The Fed went a step further in 2021 issuing the “guidance on guidance” as a Final Rule. At least the Fed did not go as far as the request by the American Bankers Association and Bank Policy Institute to limit MRAs, MOUs, and exam rating downgrades to instances where there is a violation of statute, regulation, or order. The ABA/BPI approach would have made proactive supervision virtually impossible.
The Supervisory Ratings Letter still looks terrible, even with this additional context. The November 2022 MRA looks a bit better, however. MRAs in the IRR area usually emphasize process deficiencies rather than outsized exposures. Although the MRA focused on the less important risk measure (EAR), at least some of the corrective actions could also make EVE assessments more reliable. For example, the MRA’s requirement to analyze deposit mix shifts would likely affect EVE as wells are EAR. Focusing on the MBS exposure would have been more relevant and addressing that exposure in 2021 would have been timelier. Still, the MRA at least picked off some of the low hanging fruit.
Comments
3 responses to “Interest Rate Risk – What Regulators Missed”
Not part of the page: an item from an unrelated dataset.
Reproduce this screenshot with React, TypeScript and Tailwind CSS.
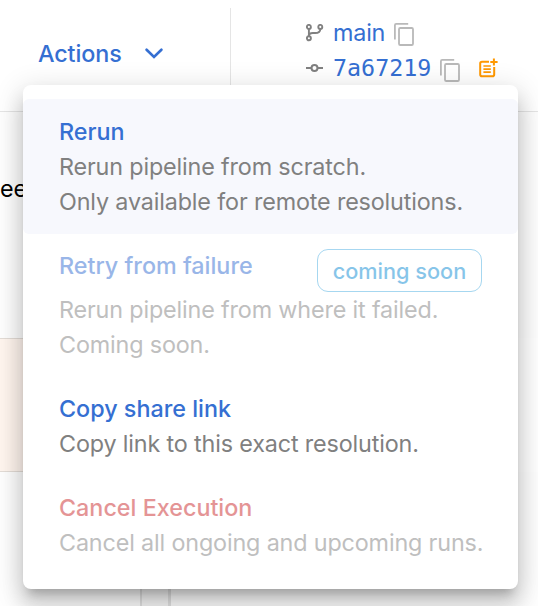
import type { ReactNode } from "react";

function CopyIcon() {
  return (
    <svg className="block h-[23px] w-[20px]" viewBox="0 0 20 23" fill="none" stroke="#b9b9b9" strokeWidth="1.8">
      <path d="M0.9 16.5V2.2Q0.9 0.9 2.2 0.9H14.2" />
      <rect x="5" y="5" width="14" height="17" rx="1.3" />
    </svg>
  );
}

function BranchIcon() {
  return (
    <svg className="block h-[18px] w-[18px]" viewBox="0 0 18 18" fill="none" stroke="#808080" strokeWidth="1.9">
      <circle cx="2.9" cy="2.9" r="2" />
      <circle cx="2.9" cy="14.3" r="2" />
      <circle cx="14.3" cy="2.9" r="2" />
      <path d="M2.9 4.9V12.3M14.3 4.9C14.3 8.6 12 9 9.2 9H6.8C4.8 9 2.9 10 2.9 12.2" />
    </svg>
  );
}

function CommitIcon() {
  return (
    <svg className="block h-[10px] w-[18px]" viewBox="0 0 18 10" fill="none" stroke="#808080" strokeWidth="2">
      <circle cx="8.5" cy="5" r="3" />
      <path d="M0 5H5.4M11.6 5H17" />
    </svg>
  );
}

function NoteAddIcon() {
  return (
    <svg className="block h-[20px] w-[19px]" viewBox="0 0 19 20" fill="none" stroke="#ff9800" strokeWidth="2">
      <path d="M10 3.8H3Q1.2 3.8 1.2 5.6V16.4Q1.2 18.2 3 18.2H13.4Q15.2 18.2 15.2 16.4V9" />
      <path d="M4.4 8H11.8M4.4 11.1H11.8M4.4 14.2H11.8" strokeWidth="1.7" />
      <path d="M14.9 0.4V7.6M11.3 4H18.6" />
    </svg>
  );
}

type ItemProps = {
  title: string;
  tone?: "blue" | "red";
  active?: boolean;
  disabled?: boolean;
  badge?: string;
  children: ReactNode;
};

function MenuItem({ title, tone = "blue", active, disabled, badge, children }: ItemProps) {
  return (
    <div
      className={`rounded-[6px] pt-[15px] pl-[36px] pr-[30px] ${active ? "bg-[#f7f8fd] pb-[15px]" : "pb-[14px]"} ${disabled ? "opacity-50" : ""}`}
    >
      <div className="flex items-start justify-between pr-[6px]">
        <span className={`font-medium ${badge ? "-mt-px" : ""} ${tone === "red" ? "text-[#cb2b2e]" : "text-[#356fd2]"}`}>{title}</span>
        {badge && (
          <span className="flex h-[43px] w-[165px] items-center justify-center rounded-[11px] border border-[#4fb0e3] pt-[2px] text-[21.7px] font-medium text-[#0f8dd5]">
            {badge}
          </span>
        )}
      </div>
      <div className="tracking-[-0.145px] whitespace-nowrap text-[#808080]">{children}</div>
    </div>
  );
}

export default function App() {
  return (
    <div className="relative h-[606px] w-[538px] overflow-hidden bg-white font-['Inter',sans-serif] text-[23.33px] leading-[35px]">
      <header className="flex h-[112px] border-b border-[#e5e5e5] pt-[8px]">
        <div className="flex w-[231px] items-start border-r border-[#e5e5e5] pt-[28px] pl-[38px]">
          <span className="font-medium tracking-[-0.1px] text-[#356fd2]">Actions</span>
          <svg className="mt-[12px] ml-[23px] h-[11px] w-[18px]" viewBox="0 0 18 11" fill="none" stroke="#356fd2" strokeWidth="2.6" strokeLinecap="round">
            <path d="M1.6 1.7L9 9L16.4 1.7" />
          </svg>
        </div>
        <div className="flex flex-col pt-[7px] pl-[75px]">
          <div className="flex h-[35px] items-center">
            <BranchIcon />
            <span className="ml-[9px] tracking-[-0.2px] text-[#356fd2]">main</span>
            <span className="mt-[4px] ml-[9px]"><CopyIcon /></span>
          </div>
          <div className="flex h-[35px] items-center">
            <CommitIcon />
            <span className="mt-[2px] ml-[9px] font-['DejaVu_Sans_Mono',monospace] text-[#356fd2]">7a67219</span>
            <span className="mt-[5px] ml-[9px]"><CopyIcon /></span>
            <span className="ml-[19px]"><NoteAddIcon /></span>
          </div>
        </div>
      </header>
      <main className="flex flex-col">
        <div className="h-[226px] bg-[#fefefe] pt-[59px] text-black">ee</div>
        <div className="mr-[30px] h-[134px] border-y border-[#e3dcd6] bg-[#fff5ee]" />
        <div className="flex h-[134px] bg-[#fefefe]">
          <div className="w-[142px] border-r-2 border-[#e2e2e2]" />
          <div className="w-[29px] border-r-[3px] border-[#e2e2e2] bg-[#f8f8f8]" />
        </div>
      </main>
      <div className="absolute top-[85px] left-[23px] h-[504px] w-[495px] rounded-[8px] bg-white pt-[14px] shadow-[0_10px_10px_-6px_rgba(0,0,0,0.2),0_16px_20px_2px_rgba(0,0,0,0.14),0_6px_28px_4px_rgba(0,0,0,0.12)]">
        <MenuItem title="Rerun" active>
          Rerun pipeline from scratch.
          <br />
          Only available for remote resolutions.
        </MenuItem>
        <MenuItem title="Retry from failure" badge="coming soon" disabled>
          Rerun pipeline from where it failed.
          <br />
          Coming soon.
        </MenuItem>
        <MenuItem title="Copy share link">Copy link to this exact resolution.</MenuItem>
        <MenuItem title="Cancel Execution" tone="red" disabled>
          Cancel all ongoing and upcoming runs.
        </MenuItem>
      </div>
    </div>
  );
}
Very good insights. Mismanagement of interest rate risk identification and measurement is at the heart of the banking turmoil
Your analysis is spot on. I can’t understand how a bank that was outside of its own EVE limits and was continuing to grow by buying long-term CMOs and MBS at very low interest rates wasn’t alarming to the regulators and to directors. it’s almost as if they didn’t understand the price sensitivity of these instruments to changes in rates, or the nearly 15 years of easy money and low rates just “de-sensitized” them to concerns about sensitivity. And just as the rising rates made the opportunity costs high enough to give depositors a big incentive to move to alternatives like Money Funds, they changed their deposit assumptions to say this was less likely.
Very insightful. There seems a complacency while Management of Interest rate risk.